__Goal of the exercise__
Reproduce all entries precisely as they are written.

Interface markup and scripts:
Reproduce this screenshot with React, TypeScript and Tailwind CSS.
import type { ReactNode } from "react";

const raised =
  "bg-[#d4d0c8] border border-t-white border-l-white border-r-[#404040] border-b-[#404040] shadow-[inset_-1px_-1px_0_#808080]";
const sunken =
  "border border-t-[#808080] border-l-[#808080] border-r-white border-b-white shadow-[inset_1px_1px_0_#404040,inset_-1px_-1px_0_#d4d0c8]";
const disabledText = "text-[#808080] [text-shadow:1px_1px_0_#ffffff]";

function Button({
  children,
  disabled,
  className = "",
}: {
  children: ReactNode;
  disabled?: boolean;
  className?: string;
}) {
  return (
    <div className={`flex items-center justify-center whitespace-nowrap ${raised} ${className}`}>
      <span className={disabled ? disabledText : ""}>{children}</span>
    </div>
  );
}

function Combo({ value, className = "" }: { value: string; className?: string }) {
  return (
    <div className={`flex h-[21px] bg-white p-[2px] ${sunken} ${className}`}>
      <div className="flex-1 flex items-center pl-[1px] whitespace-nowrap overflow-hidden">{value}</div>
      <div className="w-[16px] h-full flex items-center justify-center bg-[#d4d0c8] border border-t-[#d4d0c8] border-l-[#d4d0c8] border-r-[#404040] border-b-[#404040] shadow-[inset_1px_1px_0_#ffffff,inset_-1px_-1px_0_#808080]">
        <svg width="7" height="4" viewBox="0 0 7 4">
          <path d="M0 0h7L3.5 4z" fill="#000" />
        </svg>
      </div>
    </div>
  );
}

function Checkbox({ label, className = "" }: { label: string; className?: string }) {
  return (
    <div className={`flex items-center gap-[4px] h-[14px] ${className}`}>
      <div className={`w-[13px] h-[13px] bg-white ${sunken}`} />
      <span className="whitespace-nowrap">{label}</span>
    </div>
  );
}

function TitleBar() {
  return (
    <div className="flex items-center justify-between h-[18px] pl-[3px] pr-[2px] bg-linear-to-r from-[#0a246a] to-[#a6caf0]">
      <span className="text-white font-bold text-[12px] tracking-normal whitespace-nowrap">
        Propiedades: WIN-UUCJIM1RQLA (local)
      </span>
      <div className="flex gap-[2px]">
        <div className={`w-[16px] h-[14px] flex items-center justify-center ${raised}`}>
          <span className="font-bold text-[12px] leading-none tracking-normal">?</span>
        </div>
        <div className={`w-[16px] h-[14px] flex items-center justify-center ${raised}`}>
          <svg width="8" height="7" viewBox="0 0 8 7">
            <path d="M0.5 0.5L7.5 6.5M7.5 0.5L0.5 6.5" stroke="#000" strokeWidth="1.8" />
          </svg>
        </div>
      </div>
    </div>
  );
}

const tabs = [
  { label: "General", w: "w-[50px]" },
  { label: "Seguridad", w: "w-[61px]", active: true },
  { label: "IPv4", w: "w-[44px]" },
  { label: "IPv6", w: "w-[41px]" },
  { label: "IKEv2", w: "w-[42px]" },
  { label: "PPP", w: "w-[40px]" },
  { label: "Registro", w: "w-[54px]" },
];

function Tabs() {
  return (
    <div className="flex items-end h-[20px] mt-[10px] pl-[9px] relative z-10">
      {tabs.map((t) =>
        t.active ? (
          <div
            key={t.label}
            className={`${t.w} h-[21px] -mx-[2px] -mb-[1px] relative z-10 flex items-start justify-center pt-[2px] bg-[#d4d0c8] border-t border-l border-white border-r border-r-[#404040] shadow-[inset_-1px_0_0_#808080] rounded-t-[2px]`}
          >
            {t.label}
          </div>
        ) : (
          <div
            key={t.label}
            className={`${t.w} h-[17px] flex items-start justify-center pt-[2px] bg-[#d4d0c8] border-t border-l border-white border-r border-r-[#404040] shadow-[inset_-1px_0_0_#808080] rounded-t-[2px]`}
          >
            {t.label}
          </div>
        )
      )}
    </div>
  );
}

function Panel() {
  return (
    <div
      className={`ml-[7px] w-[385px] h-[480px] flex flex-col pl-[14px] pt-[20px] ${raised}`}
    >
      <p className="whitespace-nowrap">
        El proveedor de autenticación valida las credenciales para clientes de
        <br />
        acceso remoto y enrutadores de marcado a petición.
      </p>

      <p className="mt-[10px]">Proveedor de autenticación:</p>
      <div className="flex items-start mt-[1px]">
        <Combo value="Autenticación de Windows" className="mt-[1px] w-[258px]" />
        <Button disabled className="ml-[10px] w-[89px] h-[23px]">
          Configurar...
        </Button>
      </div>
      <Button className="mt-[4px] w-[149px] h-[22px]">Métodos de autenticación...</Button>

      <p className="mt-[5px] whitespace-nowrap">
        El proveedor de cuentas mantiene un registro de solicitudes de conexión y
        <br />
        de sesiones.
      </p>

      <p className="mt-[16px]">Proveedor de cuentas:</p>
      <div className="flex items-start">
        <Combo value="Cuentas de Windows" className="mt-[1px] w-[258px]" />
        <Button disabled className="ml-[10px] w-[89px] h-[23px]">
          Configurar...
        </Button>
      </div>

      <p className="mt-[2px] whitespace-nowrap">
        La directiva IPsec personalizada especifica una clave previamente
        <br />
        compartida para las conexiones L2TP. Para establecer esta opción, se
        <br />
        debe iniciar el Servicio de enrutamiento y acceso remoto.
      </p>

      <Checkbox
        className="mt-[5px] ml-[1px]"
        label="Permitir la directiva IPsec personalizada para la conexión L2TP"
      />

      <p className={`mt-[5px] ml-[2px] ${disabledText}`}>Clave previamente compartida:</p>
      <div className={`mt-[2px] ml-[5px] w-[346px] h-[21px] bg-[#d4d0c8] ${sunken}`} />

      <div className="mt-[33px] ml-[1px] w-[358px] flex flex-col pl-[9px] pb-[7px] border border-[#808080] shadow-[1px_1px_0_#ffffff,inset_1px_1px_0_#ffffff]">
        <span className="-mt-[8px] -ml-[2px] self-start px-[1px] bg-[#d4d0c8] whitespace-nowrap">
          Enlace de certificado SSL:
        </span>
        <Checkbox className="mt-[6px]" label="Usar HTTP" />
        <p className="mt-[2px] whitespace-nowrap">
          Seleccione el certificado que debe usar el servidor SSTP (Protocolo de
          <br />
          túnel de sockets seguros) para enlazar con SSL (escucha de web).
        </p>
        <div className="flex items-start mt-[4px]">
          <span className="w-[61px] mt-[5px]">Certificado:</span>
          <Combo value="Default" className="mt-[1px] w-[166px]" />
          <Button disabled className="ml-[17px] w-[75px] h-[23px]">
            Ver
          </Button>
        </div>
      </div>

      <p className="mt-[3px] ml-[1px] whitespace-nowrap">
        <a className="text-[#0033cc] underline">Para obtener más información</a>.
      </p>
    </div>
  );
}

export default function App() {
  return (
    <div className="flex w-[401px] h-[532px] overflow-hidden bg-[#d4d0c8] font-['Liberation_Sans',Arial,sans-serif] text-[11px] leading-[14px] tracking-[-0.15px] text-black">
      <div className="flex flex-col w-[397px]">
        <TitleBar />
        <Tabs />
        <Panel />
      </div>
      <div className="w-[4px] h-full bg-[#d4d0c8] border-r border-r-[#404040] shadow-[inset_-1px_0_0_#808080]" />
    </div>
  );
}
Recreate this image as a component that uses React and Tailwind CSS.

__Final result__
Reproduce this screenshot with React, TypeScript and Tailwind CSS.
import type { ReactNode } from "react";

const raised =
  "bg-[#d4d0c8] border border-t-white border-l-white border-r-[#404040] border-b-[#404040] shadow-[inset_-1px_-1px_0_#808080]";
const sunken =
  "border border-t-[#808080] border-l-[#808080] border-r-white border-b-white shadow-[inset_1px_1px_0_#404040,inset_-1px_-1px_0_#d4d0c8]";
const disabledText = "text-[#808080] [text-shadow:1px_1px_0_#ffffff]";

function Button({
  children,
  disabled,
  className = "",
}: {
  children: ReactNode;
  disabled?: boolean;
  className?: string;
}) {
  return (
    <div className={`flex items-center justify-center whitespace-nowrap ${raised} ${className}`}>
      <span className={disabled ? disabledText : ""}>{children}</span>
    </div>
  );
}

function Combo({ value, className = "" }: { value: string; className?: string }) {
  return (
    <div className={`flex h-[21px] bg-white p-[2px] ${sunken} ${className}`}>
      <div className="flex-1 flex items-center pl-[1px] whitespace-nowrap overflow-hidden">{value}</div>
      <div className="w-[16px] h-full flex items-center justify-center bg-[#d4d0c8] border border-t-[#d4d0c8] border-l-[#d4d0c8] border-r-[#404040] border-b-[#404040] shadow-[inset_1px_1px_0_#ffffff,inset_-1px_-1px_0_#808080]">
        <svg width="7" height="4" viewBox="0 0 7 4">
          <path d="M0 0h7L3.5 4z" fill="#000" />
        </svg>
      </div>
    </div>
  );
}

function Checkbox({ label, className = "" }: { label: string; className?: string }) {
  return (
    <div className={`flex items-center gap-[4px] h-[14px] ${className}`}>
      <div className={`w-[13px] h-[13px] bg-white ${sunken}`} />
      <span className="whitespace-nowrap">{label}</span>
    </div>
  );
}

function TitleBar() {
  return (
    <div className="flex items-center justify-between h-[18px] pl-[3px] pr-[2px] bg-linear-to-r from-[#0a246a] to-[#a6caf0]">
      <span className="text-white font-bold text-[12px] tracking-normal whitespace-nowrap">
        Propiedades: WIN-UUCJIM1RQLA (local)
      </span>
      <div className="flex gap-[2px]">
        <div className={`w-[16px] h-[14px] flex items-center justify-center ${raised}`}>
          <span className="font-bold text-[12px] leading-none tracking-normal">?</span>
        </div>
        <div className={`w-[16px] h-[14px] flex items-center justify-center ${raised}`}>
          <svg width="8" height="7" viewBox="0 0 8 7">
            <path d="M0.5 0.5L7.5 6.5M7.5 0.5L0.5 6.5" stroke="#000" strokeWidth="1.8" />
          </svg>
        </div>
      </div>
    </div>
  );
}

const tabs = [
  { label: "General", w: "w-[50px]" },
  { label: "Seguridad", w: "w-[61px]", active: true },
  { label: "IPv4", w: "w-[44px]" },
  { label: "IPv6", w: "w-[41px]" },
  { label: "IKEv2", w: "w-[42px]" },
  { label: "PPP", w: "w-[40px]" },
  { label: "Registro", w: "w-[54px]" },
];

function Tabs() {
  return (
    <div className="flex items-end h-[20px] mt-[10px] pl-[9px] relative z-10">
      {tabs.map((t) =>
        t.active ? (
          <div
            key={t.label}
            className={`${t.w} h-[21px] -mx-[2px] -mb-[1px] relative z-10 flex items-start justify-center pt-[2px] bg-[#d4d0c8] border-t border-l border-white border-r border-r-[#404040] shadow-[inset_-1px_0_0_#808080] rounded-t-[2px]`}
          >
            {t.label}
          </div>
        ) : (
          <div
            key={t.label}
            className={`${t.w} h-[17px] flex items-start justify-center pt-[2px] bg-[#d4d0c8] border-t border-l border-white border-r border-r-[#404040] shadow-[inset_-1px_0_0_#808080] rounded-t-[2px]`}
          >
            {t.label}
          </div>
        )
      )}
    </div>
  );
}

function Panel() {
  return (
    <div
      className={`ml-[7px] w-[385px] h-[480px] flex flex-col pl-[14px] pt-[20px] ${raised}`}
    >
      <p className="whitespace-nowrap">
        El proveedor de autenticación valida las credenciales para clientes de
        <br />
        acceso remoto y enrutadores de marcado a petición.
      </p>

      <p className="mt-[10px]">Proveedor de autenticación:</p>
      <div className="flex items-start mt-[1px]">
        <Combo value="Autenticación de Windows" className="mt-[1px] w-[258px]" />
        <Button disabled className="ml-[10px] w-[89px] h-[23px]">
          Configurar...
        </Button>
      </div>
      <Button className="mt-[4px] w-[149px] h-[22px]">Métodos de autenticación...</Button>

      <p className="mt-[5px] whitespace-nowrap">
        El proveedor de cuentas mantiene un registro de solicitudes de conexión y
        <br />
        de sesiones.
      </p>

      <p className="mt-[16px]">Proveedor de cuentas:</p>
      <div className="flex items-start">
        <Combo value="Cuentas de Windows" className="mt-[1px] w-[258px]" />
        <Button disabled className="ml-[10px] w-[89px] h-[23px]">
          Configurar...
        </Button>
      </div>

      <p className="mt-[2px] whitespace-nowrap">
        La directiva IPsec personalizada especifica una clave previamente
        <br />
        compartida para las conexiones L2TP. Para establecer esta opción, se
        <br />
        debe iniciar el Servicio de enrutamiento y acceso remoto.
      </p>

      <Checkbox
        className="mt-[5px] ml-[1px]"
        label="Permitir la directiva IPsec personalizada para la conexión L2TP"
      />

      <p className={`mt-[5px] ml-[2px] ${disabledText}`}>Clave previamente compartida:</p>
      <div className={`mt-[2px] ml-[5px] w-[346px] h-[21px] bg-[#d4d0c8] ${sunken}`} />

      <div className="mt-[33px] ml-[1px] w-[358px] flex flex-col pl-[9px] pb-[7px] border border-[#808080] shadow-[1px_1px_0_#ffffff,inset_1px_1px_0_#ffffff]">
        <span className="-mt-[8px] -ml-[2px] self-start px-[1px] bg-[#d4d0c8] whitespace-nowrap">
          Enlace de certificado SSL:
        </span>
        <Checkbox className="mt-[6px]" label="Usar HTTP" />
        <p className="mt-[2px] whitespace-nowrap">
          Seleccione el certificado que debe usar el servidor SSTP (Protocolo de
          <br />
          túnel de sockets seguros) para enlazar con SSL (escucha de web).
        </p>
        <div className="flex items-start mt-[4px]">
          <span className="w-[61px] mt-[5px]">Certificado:</span>
          <Combo value="Default" className="mt-[1px] w-[166px]" />
          <Button disabled className="ml-[17px] w-[75px] h-[23px]">
            Ver
          </Button>
        </div>
      </div>

      <p className="mt-[3px] ml-[1px] whitespace-nowrap">
        <a className="text-[#0033cc] underline">Para obtener más información</a>.
      </p>
    </div>
  );
}

export default function App() {
  return (
    <div className="flex w-[401px] h-[532px] overflow-hidden bg-[#d4d0c8] font-['Liberation_Sans',Arial,sans-serif] text-[11px] leading-[14px] tracking-[-0.15px] text-black">
      <div className="flex flex-col w-[397px]">
        <TitleBar />
        <Tabs />
        <Panel />
      </div>
      <div className="w-[4px] h-full bg-[#d4d0c8] border-r border-r-[#404040] shadow-[inset_-1px_0_0_#808080]" />
    </div>
  );
}
Recreate this image as a component that uses React and Tailwind CSS.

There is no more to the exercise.